[Records from a data collection]
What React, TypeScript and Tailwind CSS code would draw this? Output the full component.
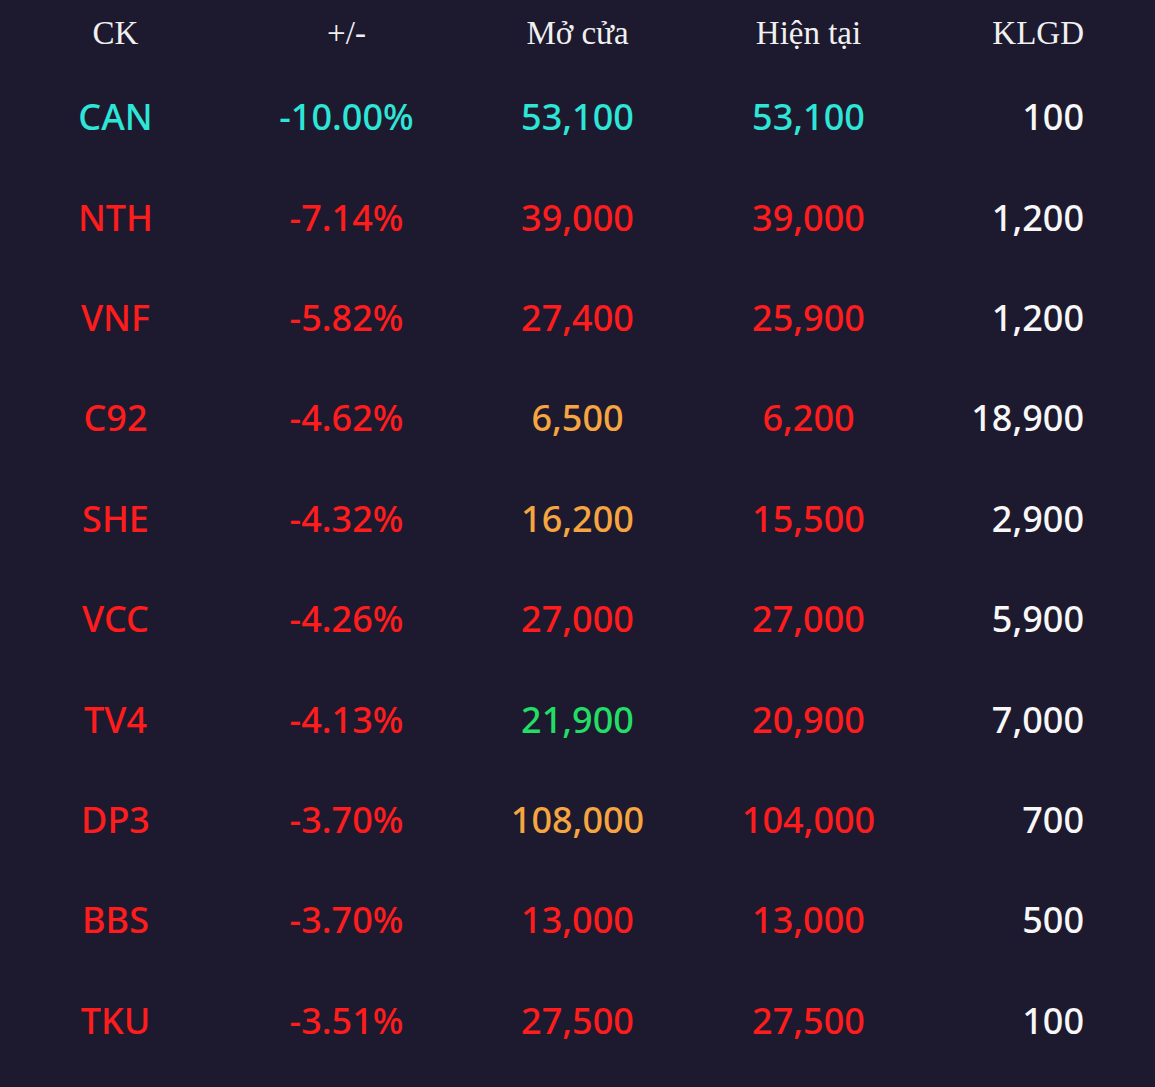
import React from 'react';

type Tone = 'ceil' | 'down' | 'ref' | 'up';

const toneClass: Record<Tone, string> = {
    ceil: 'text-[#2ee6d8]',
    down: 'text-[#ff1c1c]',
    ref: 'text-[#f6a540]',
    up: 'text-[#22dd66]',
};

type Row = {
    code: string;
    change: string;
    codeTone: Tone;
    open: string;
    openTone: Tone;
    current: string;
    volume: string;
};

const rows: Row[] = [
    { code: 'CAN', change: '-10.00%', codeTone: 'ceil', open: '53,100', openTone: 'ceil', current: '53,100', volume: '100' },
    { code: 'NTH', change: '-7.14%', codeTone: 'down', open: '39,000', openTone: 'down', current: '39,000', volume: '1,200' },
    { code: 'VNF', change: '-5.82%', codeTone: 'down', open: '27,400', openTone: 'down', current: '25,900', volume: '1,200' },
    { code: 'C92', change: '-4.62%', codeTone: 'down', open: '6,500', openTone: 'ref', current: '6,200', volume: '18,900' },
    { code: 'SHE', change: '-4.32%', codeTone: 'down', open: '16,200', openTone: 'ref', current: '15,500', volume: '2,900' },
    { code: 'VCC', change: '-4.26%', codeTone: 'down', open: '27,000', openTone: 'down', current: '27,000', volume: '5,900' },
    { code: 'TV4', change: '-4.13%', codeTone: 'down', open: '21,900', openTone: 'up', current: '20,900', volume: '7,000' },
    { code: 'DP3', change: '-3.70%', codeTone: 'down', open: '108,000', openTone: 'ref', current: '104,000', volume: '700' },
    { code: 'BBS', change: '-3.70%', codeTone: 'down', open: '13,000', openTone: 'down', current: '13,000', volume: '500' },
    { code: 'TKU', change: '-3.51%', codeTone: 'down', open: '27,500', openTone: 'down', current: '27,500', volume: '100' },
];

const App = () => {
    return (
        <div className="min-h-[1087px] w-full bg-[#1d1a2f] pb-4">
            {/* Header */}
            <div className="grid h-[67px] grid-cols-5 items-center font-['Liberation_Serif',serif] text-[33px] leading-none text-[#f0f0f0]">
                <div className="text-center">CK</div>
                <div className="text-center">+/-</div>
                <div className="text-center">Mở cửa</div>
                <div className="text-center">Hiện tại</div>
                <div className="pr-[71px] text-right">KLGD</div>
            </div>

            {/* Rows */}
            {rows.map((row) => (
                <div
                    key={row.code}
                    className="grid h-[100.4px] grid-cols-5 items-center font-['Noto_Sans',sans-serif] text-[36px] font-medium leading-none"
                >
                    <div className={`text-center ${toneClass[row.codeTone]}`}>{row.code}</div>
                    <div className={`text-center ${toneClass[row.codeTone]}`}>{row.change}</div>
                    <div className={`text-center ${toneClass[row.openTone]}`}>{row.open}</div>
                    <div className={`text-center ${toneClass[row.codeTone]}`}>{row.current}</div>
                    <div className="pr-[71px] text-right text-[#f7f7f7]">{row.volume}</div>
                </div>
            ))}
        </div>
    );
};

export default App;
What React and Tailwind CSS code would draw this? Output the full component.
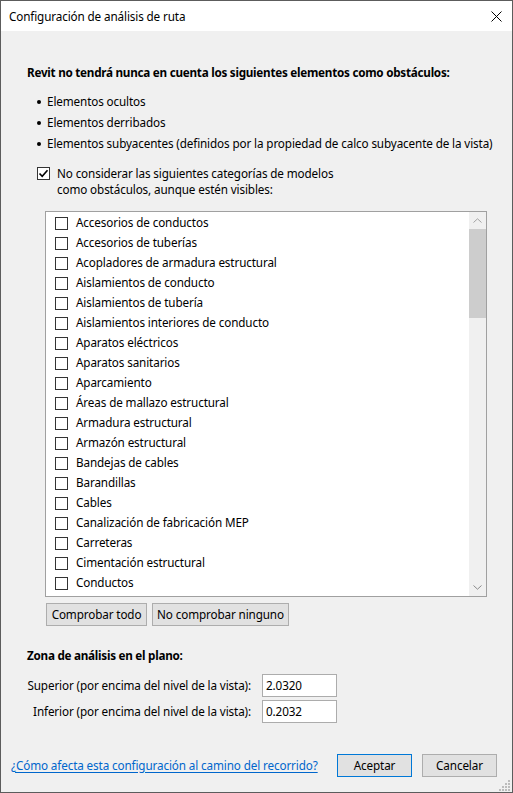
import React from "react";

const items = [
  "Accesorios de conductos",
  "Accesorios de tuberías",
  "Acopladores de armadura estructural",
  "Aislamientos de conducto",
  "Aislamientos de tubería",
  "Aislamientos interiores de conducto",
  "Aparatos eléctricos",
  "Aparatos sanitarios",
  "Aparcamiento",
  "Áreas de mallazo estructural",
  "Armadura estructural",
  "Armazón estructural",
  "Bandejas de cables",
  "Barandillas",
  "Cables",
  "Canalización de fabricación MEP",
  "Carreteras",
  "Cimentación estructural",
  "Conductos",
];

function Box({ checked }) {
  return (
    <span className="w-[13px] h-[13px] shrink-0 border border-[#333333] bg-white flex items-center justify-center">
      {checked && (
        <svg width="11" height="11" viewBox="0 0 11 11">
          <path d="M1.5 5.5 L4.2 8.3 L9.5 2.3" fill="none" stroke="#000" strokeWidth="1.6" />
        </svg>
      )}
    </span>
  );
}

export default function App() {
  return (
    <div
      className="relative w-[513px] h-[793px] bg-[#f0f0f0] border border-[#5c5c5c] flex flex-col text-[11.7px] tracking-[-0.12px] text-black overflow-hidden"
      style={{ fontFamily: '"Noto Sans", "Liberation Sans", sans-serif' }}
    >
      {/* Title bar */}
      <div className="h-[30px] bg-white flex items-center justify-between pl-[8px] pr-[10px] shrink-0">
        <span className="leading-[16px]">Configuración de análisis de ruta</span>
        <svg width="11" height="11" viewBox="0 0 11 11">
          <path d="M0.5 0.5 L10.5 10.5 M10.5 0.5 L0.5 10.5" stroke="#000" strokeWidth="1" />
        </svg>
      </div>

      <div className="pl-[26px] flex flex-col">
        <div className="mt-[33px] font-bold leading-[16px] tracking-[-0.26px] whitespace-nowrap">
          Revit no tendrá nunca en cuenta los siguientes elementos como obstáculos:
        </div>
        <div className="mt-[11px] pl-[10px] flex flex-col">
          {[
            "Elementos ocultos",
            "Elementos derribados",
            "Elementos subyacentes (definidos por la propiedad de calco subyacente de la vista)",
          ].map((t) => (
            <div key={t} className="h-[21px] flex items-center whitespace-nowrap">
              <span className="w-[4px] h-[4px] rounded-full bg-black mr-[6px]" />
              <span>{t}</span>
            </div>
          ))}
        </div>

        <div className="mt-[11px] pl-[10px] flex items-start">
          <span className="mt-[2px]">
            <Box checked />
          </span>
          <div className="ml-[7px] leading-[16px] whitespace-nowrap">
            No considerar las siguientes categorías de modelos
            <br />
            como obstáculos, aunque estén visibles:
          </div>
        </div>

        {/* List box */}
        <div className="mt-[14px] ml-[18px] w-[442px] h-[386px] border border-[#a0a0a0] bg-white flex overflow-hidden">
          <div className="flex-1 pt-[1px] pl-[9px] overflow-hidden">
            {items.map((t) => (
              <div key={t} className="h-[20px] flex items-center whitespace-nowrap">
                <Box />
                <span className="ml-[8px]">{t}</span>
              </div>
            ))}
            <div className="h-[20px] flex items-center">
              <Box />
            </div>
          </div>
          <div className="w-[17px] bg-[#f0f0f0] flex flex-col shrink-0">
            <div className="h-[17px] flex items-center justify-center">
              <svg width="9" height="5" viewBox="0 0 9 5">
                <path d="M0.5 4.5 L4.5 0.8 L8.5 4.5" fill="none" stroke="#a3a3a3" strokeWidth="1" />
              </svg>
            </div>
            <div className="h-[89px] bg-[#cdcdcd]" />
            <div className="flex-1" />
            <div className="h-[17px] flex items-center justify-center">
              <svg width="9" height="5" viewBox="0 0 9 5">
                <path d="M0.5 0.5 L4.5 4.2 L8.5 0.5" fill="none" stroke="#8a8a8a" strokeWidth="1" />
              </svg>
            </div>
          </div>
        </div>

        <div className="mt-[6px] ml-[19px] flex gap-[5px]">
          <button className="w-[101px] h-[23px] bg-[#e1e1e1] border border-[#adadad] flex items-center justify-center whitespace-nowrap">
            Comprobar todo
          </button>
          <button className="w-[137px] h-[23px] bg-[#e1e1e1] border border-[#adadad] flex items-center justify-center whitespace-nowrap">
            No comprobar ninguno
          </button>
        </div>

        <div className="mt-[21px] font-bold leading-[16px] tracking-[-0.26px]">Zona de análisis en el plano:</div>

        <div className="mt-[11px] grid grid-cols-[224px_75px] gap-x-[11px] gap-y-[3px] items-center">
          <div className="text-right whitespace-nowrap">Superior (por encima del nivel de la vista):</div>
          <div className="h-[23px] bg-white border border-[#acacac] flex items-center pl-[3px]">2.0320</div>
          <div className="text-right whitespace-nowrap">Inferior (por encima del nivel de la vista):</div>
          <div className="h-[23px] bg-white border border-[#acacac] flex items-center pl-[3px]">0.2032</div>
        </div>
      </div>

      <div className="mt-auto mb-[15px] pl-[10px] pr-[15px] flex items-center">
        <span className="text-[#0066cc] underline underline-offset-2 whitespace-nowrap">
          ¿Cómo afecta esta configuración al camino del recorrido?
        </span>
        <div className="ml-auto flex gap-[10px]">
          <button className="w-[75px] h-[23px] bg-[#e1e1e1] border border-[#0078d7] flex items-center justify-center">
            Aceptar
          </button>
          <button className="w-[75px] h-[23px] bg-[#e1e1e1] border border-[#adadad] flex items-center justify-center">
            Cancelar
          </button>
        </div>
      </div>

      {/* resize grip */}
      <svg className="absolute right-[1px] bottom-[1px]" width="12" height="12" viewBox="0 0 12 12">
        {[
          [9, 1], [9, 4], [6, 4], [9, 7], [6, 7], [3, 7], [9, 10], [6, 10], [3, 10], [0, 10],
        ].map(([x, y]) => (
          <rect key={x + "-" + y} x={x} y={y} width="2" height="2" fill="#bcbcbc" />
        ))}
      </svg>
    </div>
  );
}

* **Stated task**:
Identify and copy the lines holding the word "What".

* **Output below**:
What React, TypeScript and Tailwind CSS code would draw this? Output the full component.
What React and Tailwind CSS code would draw this? Output the full component.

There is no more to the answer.